Lo cierto es que desde entonces, y al menos para mí, ya estaba bajo sospecha el personaje que esta semana ha convulsionado la vida política de Madrid. La enorme trascendencia de lo sucedido el martes en el Parlamento autonómico alimenta la esperanza de que esta vez podamos enterarnos de las causas que han motivado tan abyecta y descarada traición. Parto de la base de que las razones argumentadas por el principal protagonista de la felonía no resisten el más mínimo embate de la lógica. Ni Tamayo ni su compañera de perfidia se ausentaron del pleno constitutivo de la Cámara autonómica por su desacuerdo con el hipotético acuerdo de gobierno que Simancas negociaba con Izquierda Unida. Es más, creo sinceramente que a ambos personajes les importaba un pimiento que el PSOE pactara con Fausto Fernández o con el mismísimo diablo. Tampoco se sostiene la teoría del "calentón" expuesta y defendida por José Luis Balbás, el hasta ahora cabecilla de los llamados renovadores por la base, a la que pertenecían los desleales. Balbás manifiesta que los constantes agravios sufridos por Eduardo Tamayo y, en concreto, la denuncia del marido de la diputada Ruth Porta al Comité de Ética del PSOE por sus actividades profesionales y mercantiles han terminado por hacerle estallar. Todo es posible, pero personalmente no gozo de la suficiente ingenuidad para creerlo. Ni Tamayo ni María Teresa Sáez, alias La muda, mostraron en la mañana del martes ningún gesto de indignación, no expresaron a la dirección del grupo ninguna queja, ni plantearon reclamación alguna. Objetivamente, si hay algo que está claro es que la decisión de marcharse la tenían meditada de antemano y que no hicieron el menor intento de que les persuadieran de lo contrario. Siento decir que el escenario y los personajes invitan a pensar en lo peor. Es casi imposible no deducir que ambos diputados electos han sido vilmente sobornados para evitar que la Comunidad de Madrid sea gestionada por la izquierda.

Puede haber gente del PP implicada, pero creo conocer lo suficiente a Esperanza Aguirre y a sus colaboradores más próximos para descartar categóricamente cualquier relación con el asunto. Todo parece indicar que unos cuantos golfos encaramados a la política y algunos empresarios de medio pelo aunque con altos intereses en la especulación del suelo, se han conjurado para defender sus negocios por encima de la voluntad popular.
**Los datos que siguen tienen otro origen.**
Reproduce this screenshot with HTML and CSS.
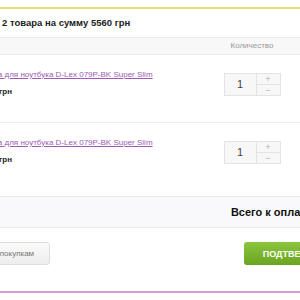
FILE: index.html
```html
<!DOCTYPE html>
<html lang="ru">
<head>
    <meta charset="UTF-8">
    <meta name="viewport" content="width=device-width, initial-scale=1.0">
    <title>Корзина</title>
    <link rel="stylesheet" href="styles.css">
</head>
<body>
    <div class="top-line"></div>

    <div class="cart">
        <h2 class="cart-title">2 товара на сумму 5560 грн</h2>

        <div class="cart-head">
            <div></div>
            <div class="col-qty">Количество</div>
            <div class="col-price">Цена</div>
        </div>

        <!-- товары -->
        <div class="item">
            <div class="info">
                <a href="#" class="name">Сумка для ноутбука D-Lex 079P-BK Super Slim</a>
                <div class="price">2780 грн</div>
            </div>
            <div class="col-qty">
                <div class="qty">
                    <div class="qty-val">1</div>
                    <div class="qty-btns">
                        <span>+</span>
                        <span>&minus;</span>
                    </div>
                </div>
            </div>
            <div></div>
        </div>

        <div class="item last">
            <div class="info">
                <a href="#" class="name">Сумка для ноутбука D-Lex 079P-BK Super Slim</a>
                <div class="price">2780 грн</div>
            </div>
            <div class="col-qty">
                <div class="qty">
                    <div class="qty-val">1</div>
                    <div class="qty-btns">
                        <span>+</span>
                        <span>&minus;</span>
                    </div>
                </div>
            </div>
            <div></div>
        </div>

        <div class="total">
            <span class="total-label">Всего к оплате:</span>
            <span class="total-sum">5560 грн</span>
        </div>

        <div class="actions">
            <button class="btn-back">Вернуться к покупкам</button>
            <button class="btn-confirm">ПОДТВЕРДИТЬ ЗАКАЗ</button>
        </div>
    </div>

    <div class="bottom-line"></div>
</body>
</html>
```

FILE: styles.css
```css
* {
    margin: 0;
    padding: 0;
    box-sizing: border-box;
    font-family: 'Liberation Sans', Arial, sans-serif;
}
html, body {
    width: 300px;
    overflow: hidden;
}
body {
    background: #fff;
    color: #222;
    padding-top: 7px;
}
.top-line {
    height: 2px;
    background: #f3d77a;
}
.cart {
    width: 390px;
}
.cart-title {
    font-size: 9.5px;
    font-weight: bold;
    line-height: 28px;
    padding-left: 2px;
    color: #222;
}
.cart-head,
.item {
    display: grid;
    grid-template-columns: 217px 70px 1fr;
}
.cart-head {
    height: 18px;
    line-height: 16px;
    background: #f8f8f8;
    border-top: 1px solid #e9e9e9;
    border-bottom: 1px solid #e9e9e9;
    font-size: 8px;
    color: #999;
}
.col-qty {
    display: flex;
    justify-content: center;
}
.col-price {
    padding-left: 24px;
}
.item {
    height: 68px;
    border-bottom: 1px solid #eee;
}
.item.last {
    border-bottom: none;
}
.info {
    margin-left: -21px;
    padding-top: 14px;
}
.name {
    display: block;
    font-size: 8px;
    line-height: 12px;
    color: #9a5bb0;
}
.price {
    margin-top: 6px;
    font-size: 8px;
    font-weight: bold;
    color: #222;
}
.item .col-qty {
    padding-top: 18px;
    align-items: flex-start;
}
.qty {
    display: flex;
    width: 57px;
    height: 23px;
    border: 1px solid #e3e3e3;
    background: #f7f7f7;
}
.qty-val {
    width: 32px;
    border-right: 1px solid #e3e3e3;
    text-align: center;
    line-height: 21px;
    font-size: 11px;
    color: #444;
}
.qty-btns {
    flex: 1;
    display: flex;
    flex-direction: column;
}
.qty-btns span {
    flex: 1;
    text-align: center;
    font-size: 9px;
    line-height: 10px;
    color: #b0b0b0;
}
.qty-btns span + span {
    border-top: 1px solid #e3e3e3;
}
.total {
    margin-top: 5px;
    height: 32px;
    display: flex;
    justify-content: flex-end;
    align-items: center;
    gap: 8px;
    padding-right: 21px;
    background: #f9f9fb;
    border-top: 1px solid #e8e8e8;
    border-bottom: 1px solid #ececec;
    font-size: 11px;
    font-weight: bold;
    color: #111;
}
.actions {
    display: flex;
    justify-content: space-between;
    margin-top: 14px;
    padding-right: 8px;
}
.btn-back {
    margin-left: -63px;
    height: 23px;
    padding: 0 15px;
    background: linear-gradient(#fbfbfb, #ededed);
    border: 1px solid #dedede;
    border-radius: 3px;
    font-size: 8px;
    color: #777;
}
.btn-confirm {
    height: 23px;
    padding: 0 19px;
    background: linear-gradient(#8cc63f, #6aa420);
    border: none;
    border-radius: 3px;
    font-size: 9px;
    font-weight: bold;
    color: #fff;
}
.bottom-line {
    margin-top: 26px;
    height: 2px;
    background: #d49bd4;
}
```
Después de este repugnante escándalo, gobierne quien gobierne en la Comunidad de Madrid tiene ante la ciudadanía la obligación moral de identificar y desbaratar los fabulosos negocios que esos mafiosos temían perder por el resultado de las urnas. Los partidos son responsables de quienes meten en sus listas y han de hacer, especialmente el PSOE, examen de conciencia por consentir que se les cuelen elementos indeseables aprovechando la negociación de apoyos en sus luchas intestinas. La ética debe ser prioritaria en política y para ello hay que dragar constantemente el fondo y no esperar a retirar la mierda cuando salga a flote.